Before each day's play at the 2021 Australian Open, we'll preview three must-see matches.
There are blockbusters, and then there’s Serena vs. Osaka. This is the meeting of the immoveable forces that we’ve been waiting to see in Melbourne. Only one of those forces can prevail, of course, so who is it more likely to be?
Osaka won her first two meetings with Serena—the second was the infamous 2018 US Open final—before Serena got a measure of revenge the next summer in Canada. All three of those were straight-setters, but judging by the stubborn way these two women have both been playing Down Under, this semifinal seems more likely to go the distance. In the fourth round, Serena edged Aryna Sabalenka 6-4 in the third set, while Osaka saved two match points and elevated her game down the stretch against Garbiñe Muguruza.
Serena has the motivation; if she wins this match, she’ll be heavily favored to win that 24th major she’s been after for four years. Osaka will counter with rock-solid confidence; no matter what happens in the early going in a match, she doesn’t seem to believe she can lose right now. That’s a good place to be as a tennis player. Winner: Osaka
This may seem like a battle of newcomers, but really it’s a battle of relatively late bloomers. Muchova is 24, and Brady is 25, but neither has much history in the later rounds at the majors. Brady will be playing in her second Grand Slam semifinal, and Muchova her first. But you wouldn’t know it from the way they handled her quarterfinals: Each lost the first set—Muchova to Ash Barty, Brady to Jessica Pegula—before running away with the third.
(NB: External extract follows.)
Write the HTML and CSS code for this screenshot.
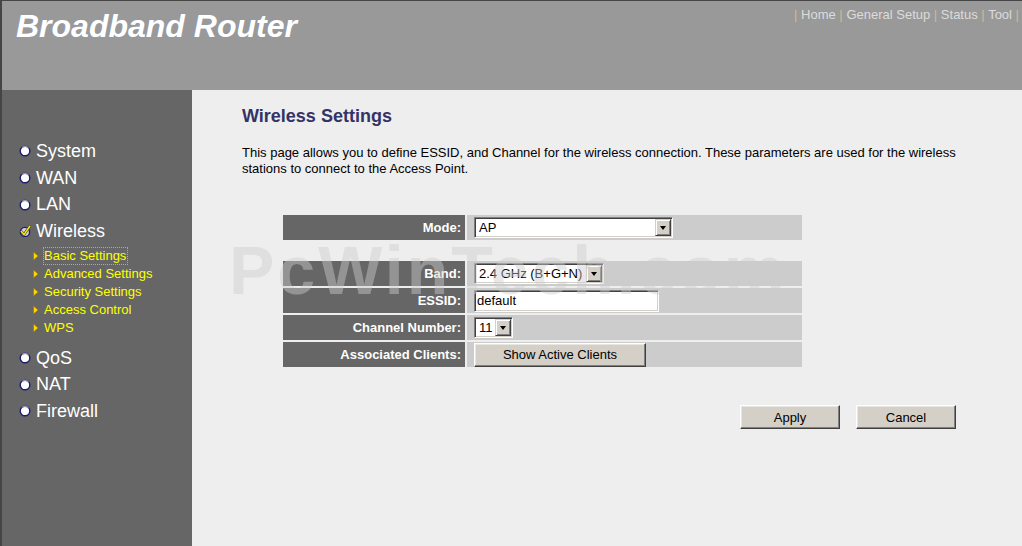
FILE: index.html
```html
<!DOCTYPE html>
<html lang="en">
<head>
<meta charset="utf-8">
<title>Broadband Router - Wireless Settings</title>
<link rel="stylesheet" href="styles.css">
</head>
<body>
<div class="page">
  <header class="topbar">
    <h1 class="brand">Broadband Router</h1>
    <nav class="toplinks">
      <span class="sep">|</span> <a href="#">Home</a> <span class="sep">|</span> <a href="#">General Setup</a> <span class="sep">|</span> <a href="#">Status</a> <span class="sep">|</span> <a href="#">Tool</a> <span class="sep">|</span>
    </nav>
  </header>
  <div class="main">
    <aside class="sidebar">
      <ul class="menu">
        <li class="menu-item"><svg class="bullet" viewBox="0 0 12 12" width="12" height="12"><circle cx="6" cy="6" r="4.8" fill="#fff" stroke="#1d1d70" stroke-width="1.4"/><path d="M3 2.6 A4.8 4.8 0 0 1 9.4 3" fill="none" stroke="#9a9ab0" stroke-width="1.2"/></svg><span>System</span></li>
        <li class="menu-item"><svg class="bullet" viewBox="0 0 12 12" width="12" height="12"><circle cx="6" cy="6" r="4.8" fill="#fff" stroke="#1d1d70" stroke-width="1.4"/><path d="M3 2.6 A4.8 4.8 0 0 1 9.4 3" fill="none" stroke="#9a9ab0" stroke-width="1.2"/></svg><span>WAN</span></li>
        <li class="menu-item"><svg class="bullet" viewBox="0 0 12 12" width="12" height="12"><circle cx="6" cy="6" r="4.8" fill="#fff" stroke="#1d1d70" stroke-width="1.4"/><path d="M3 2.6 A4.8 4.8 0 0 1 9.4 3" fill="none" stroke="#9a9ab0" stroke-width="1.2"/></svg><span>LAN</span></li>
        <li class="menu-item open">
          <div class="menu-head"><svg class="bullet" viewBox="0 0 12 12" width="12" height="12"><circle cx="6" cy="7" r="4.6" fill="#d0d0d8" stroke="#1d1d70" stroke-width="1.4"/><path d="M2.3 6.6 L5 9.6 L10.8 1.2" fill="none" stroke="#333" stroke-width="2.6" stroke-linecap="round" stroke-linejoin="round"/><path d="M2.3 6.6 L5 9.6 L10.8 1.2" fill="none" stroke="#ffee00" stroke-width="1.5" stroke-linecap="round" stroke-linejoin="round"/></svg><span>Wireless</span></div>
          <ul class="submenu">
            <li><svg class="tri" viewBox="0 0 6 10" width="6" height="10"><polygon points="0.5,1 5.2,5 0.5,9" fill="#ffd800" stroke="#a07800" stroke-width="0.8"/></svg><a href="#" class="focused">Basic Settings</a></li>
            <li><svg class="tri" viewBox="0 0 6 10" width="6" height="10"><polygon points="0.5,1 5.2,5 0.5,9" fill="#ffd800" stroke="#a07800" stroke-width="0.8"/></svg><a href="#">Advanced Settings</a></li>
            <li><svg class="tri" viewBox="0 0 6 10" width="6" height="10"><polygon points="0.5,1 5.2,5 0.5,9" fill="#ffd800" stroke="#a07800" stroke-width="0.8"/></svg><a href="#">Security Settings</a></li>
            <li><svg class="tri" viewBox="0 0 6 10" width="6" height="10"><polygon points="0.5,1 5.2,5 0.5,9" fill="#ffd800" stroke="#a07800" stroke-width="0.8"/></svg><a href="#">Access Control</a></li>
            <li><svg class="tri" viewBox="0 0 6 10" width="6" height="10"><polygon points="0.5,1 5.2,5 0.5,9" fill="#ffd800" stroke="#a07800" stroke-width="0.8"/></svg><a href="#">WPS</a></li>
          </ul>
        </li>
        <li class="menu-item after-sub"><svg class="bullet" viewBox="0 0 12 12" width="12" height="12"><circle cx="6" cy="6" r="4.8" fill="#fff" stroke="#1d1d70" stroke-width="1.4"/><path d="M3 2.6 A4.8 4.8 0 0 1 9.4 3" fill="none" stroke="#9a9ab0" stroke-width="1.2"/></svg><span>QoS</span></li>
        <li class="menu-item"><svg class="bullet" viewBox="0 0 12 12" width="12" height="12"><circle cx="6" cy="6" r="4.8" fill="#fff" stroke="#1d1d70" stroke-width="1.4"/><path d="M3 2.6 A4.8 4.8 0 0 1 9.4 3" fill="none" stroke="#9a9ab0" stroke-width="1.2"/></svg><span>NAT</span></li>
        <li class="menu-item"><svg class="bullet" viewBox="0 0 12 12" width="12" height="12"><circle cx="6" cy="6" r="4.8" fill="#fff" stroke="#1d1d70" stroke-width="1.4"/><path d="M3 2.6 A4.8 4.8 0 0 1 9.4 3" fill="none" stroke="#9a9ab0" stroke-width="1.2"/></svg><span>Firewall</span></li>
      </ul>
    </aside>
    <main class="content">
      <h2 class="title">Wireless Settings</h2>
      <p class="intro">This page allows you to define ESSID, and Channel for the wireless connection. These parameters are used for the wireless stations to connect to the Access Point.</p>
      <div class="form">
        <div class="form-row mode-row">
          <div class="label">Mode:</div>
          <div class="value">
            <span class="select sel-mode"><select><option>AP</option></select><span class="arrow-btn"></span></span>
          </div>
        </div>
        <div class="form-row">
          <div class="label">Band:</div>
          <div class="value">
            <span class="select sel-band"><select><option>2.4 GHz (B+G+N)</option></select><span class="arrow-btn"></span></span>
          </div>
        </div>
        <div class="form-row">
          <div class="label">ESSID:</div>
          <div class="value"><input class="text-input" type="text" value="default"></div>
        </div>
        <div class="form-row">
          <div class="label">Channel Number:</div>
          <div class="value">
            <span class="select sel-chan"><select><option>11</option></select><span class="arrow-btn"></span></span>
          </div>
        </div>
        <div class="form-row">
          <div class="label">Associated Clients:</div>
          <div class="value"><button class="btn btn-clients" type="button">Show Active Clients</button></div>
        </div>
      </div>
      <div class="actions">
        <button class="btn btn-action" type="button">Apply</button>
        <button class="btn btn-action" type="button">Cancel</button>
      </div>
      <div class="watermark" aria-hidden="true">PcWinTech.com</div>
    </main>
  </div>
</div>
</body>
</html>
```
FILE: styles.css
```css
html, body {
  margin: 0;
  padding: 0;
  height: 100%;
}

body {
  font-family: "Liberation Sans", Arial, sans-serif;
  background: #eeeeee;
  overflow: hidden;
}

.page {
  height: 100vh;
  box-sizing: border-box;
  border-top: 1px solid #454545;
  border-left: 2px solid #454545;
  display: flex;
  flex-direction: column;
}

/* ---------- header ---------- */
.topbar {
  height: 89px;
  flex: none;
  background: #999999;
  display: flex;
  justify-content: space-between;
  align-items: flex-start;
  padding: 0 3px 0 14px;
}

.brand {
  margin: 9px 0 0;
  font-size: 32px;
  line-height: 32px;
  font-style: italic;
  font-weight: bold;
  color: #ffffff;
  text-shadow: -1px 0 0 rgba(120, 150, 220, 0.35);
}

.toplinks {
  margin-top: 6px;
  font-size: 13px;
  line-height: 16px;
  color: #dddddd;
  white-space: nowrap;
}

.toplinks a {
  color: #dcdcdc;
  text-decoration: none;
}

.toplinks .sep {
  color: #c6bd9c;
}

/* ---------- body ---------- */
.main {
  flex: 1;
  display: flex;
  min-height: 0;
}

.sidebar {
  width: 190px;
  flex: none;
  background: #666666;
  padding: 48px 0 0 17px;
  box-sizing: border-box;
}

.menu {
  list-style: none;
  margin: 0;
  padding: 0;
}

.menu-item,
.menu-head {
  display: flex;
  align-items: center;
  font-size: 18px;
  line-height: 26.7px;
  color: #ffffff;
}

.menu-item.open {
  display: block;
}

.menu-item.after-sub {
  margin-top: 7.7px;
}

.bullet {
  flex: none;
  margin-right: 5px;
}

.submenu {
  list-style: none;
  margin: 2px 0 0;
  padding: 0 0 0 14px;
}

.submenu li {
  display: flex;
  align-items: center;
  font-size: 13px;
  line-height: 18px;
}

.tri {
  flex: none;
  margin-right: 4px;
}

.submenu a {
  color: #ffff00;
  text-decoration: none;
  padding: 0 1px;
}

.submenu a.focused {
  outline: 1px dotted #aaaaaa;
  outline-offset: -1px;
  padding: 0 2px 0 1px;
}

/* ---------- content ---------- */
.content {
  flex: 1;
  position: relative;
  background: #eeeeee;
  padding: 15px 40px 0 50px;
}

.title {
  margin: 0;
  font-size: 18px;
  line-height: 22px;
  font-weight: bold;
  color: #333366;
}

.intro {
  margin: 18px 0 0;
  font-size: 13px;
  line-height: 16px;
  color: #000000;
}

.form {
  margin: 38px 0 0 41px;
  width: 519px;
  display: flex;
  flex-direction: column;
  gap: 2px;
}

.form-row {
  display: grid;
  grid-template-columns: 182px 335px;
  column-gap: 2px;
  height: 25px;
}

.form-row.mode-row {
  margin-bottom: 19px;
}

.label {
  background: #666666;
  color: #ffffff;
  font-weight: bold;
  font-size: 13px;
  text-align: right;
  padding-right: 4px;
  display: flex;
  align-items: center;
  justify-content: flex-end;
}

.value {
  background: #cccccc;
  padding-left: 7px;
  display: flex;
  align-items: center;
}

/* classic sunken controls */
.select,
.text-input {
  box-sizing: border-box;
  background: #ffffff;
  border: 1px solid;
  border-color: #808080 #ffffff #ffffff #808080;
  box-shadow: inset 1px 1px 0 #404040, inset -1px -1px 0 #d4d0c8;
}

.select {
  display: inline-flex;
  align-items: stretch;
  height: 21px;
  padding: 1px;
}

.select select {
  appearance: none;
  -webkit-appearance: none;
  border: 0;
  background: transparent;
  font-family: "Liberation Sans", Arial, sans-serif;
  font-size: 13px;
  color: #000000;
  padding: 0 0 0 3px;
  margin: 0;
  flex: 1;
  min-width: 0;
  outline: none;
}

.arrow-btn {
  flex: none;
  width: 16px;
  box-sizing: border-box;
  background: #d4d0c8;
  border: 1px solid;
  border-color: #d4d0c8 #404040 #404040 #d4d0c8;
  box-shadow: inset 1px 1px 0 #ffffff, inset -1px -1px 0 #808080;
  display: flex;
  align-items: center;
  justify-content: center;
}

.arrow-btn::after {
  content: "";
  width: 0;
  height: 0;
  border-left: 3.5px solid transparent;
  border-right: 3.5px solid transparent;
  border-top: 4px solid #000000;
  margin-top: 1px;
}

.sel-mode { width: 199px; }
.sel-band { width: 130px; }
.sel-chan { width: 39px; }

.text-input {
  width: 185px;
  height: 22px;
  padding: 0 2px;
  font-family: "Liberation Sans", Arial, sans-serif;
  font-size: 13px;
  color: #000000;
  outline: none;
}

.btn {
  box-sizing: border-box;
  background: #d4d0c8;
  border: 1px solid;
  border-color: #ffffff #404040 #404040 #ffffff;
  box-shadow: inset -1px -1px 0 #808080, inset 1px 1px 0 #e8e6e0;
  font-family: "Liberation Sans", Arial, sans-serif;
  font-size: 13px;
  color: #000000;
  padding: 0;
  margin: 0;
}

.btn-clients {
  width: 172px;
  height: 24px;
}

.actions {
  margin-top: 38px;
  width: 714px;
  display: flex;
  justify-content: flex-end;
  gap: 16px;
}

.btn-action {
  width: 100px;
  height: 24px;
}

/* watermark lies over the page content */
.watermark {
  position: absolute;
  left: 37px;
  top: 146px;
  font-size: 68px;
  line-height: 68px;
  font-weight: bold;
  letter-spacing: 3px;
  color: rgba(205, 205, 205, 0.45);
  pointer-events: none;
  white-space: nowrap;
}
```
The Czech and the American are a classic contrast: Brady is a powerful, aggressive athlete who takes full cuts from both wings, while Muchova uses a mix of finesse and all-court dash. They’ve faced off once, on clay in 2019, and Muchova prevailed 7-6 in the third set. Their second match could also go either way, but Brady’s little bit of experience on this stage might be make the difference. Winner: Brady
There’s no need to research the head-to-head between these two, because Djokovic has already admitted that he’d never even seen Karatsev play, let alone competed against him, before this year’s Australian Open. That’s because Karatsev has made one of the most improbable runs to a Grand Slam semifinal in recent memory. The Russian is 27, he’s ranked No. 114, and he began by winning three qualifying matches on another continent five weeks ago. Since then, he’s mowed down three Top 20 players—Diego Schwartzman, Felix Auger-Aliassime and Grigor Dimitrov—and wowed the tennis world with the potency of his forehand, and the cool, calm, collected way he’s handled his big-stage debut; Karatsev came back from two sets down to beat FAA.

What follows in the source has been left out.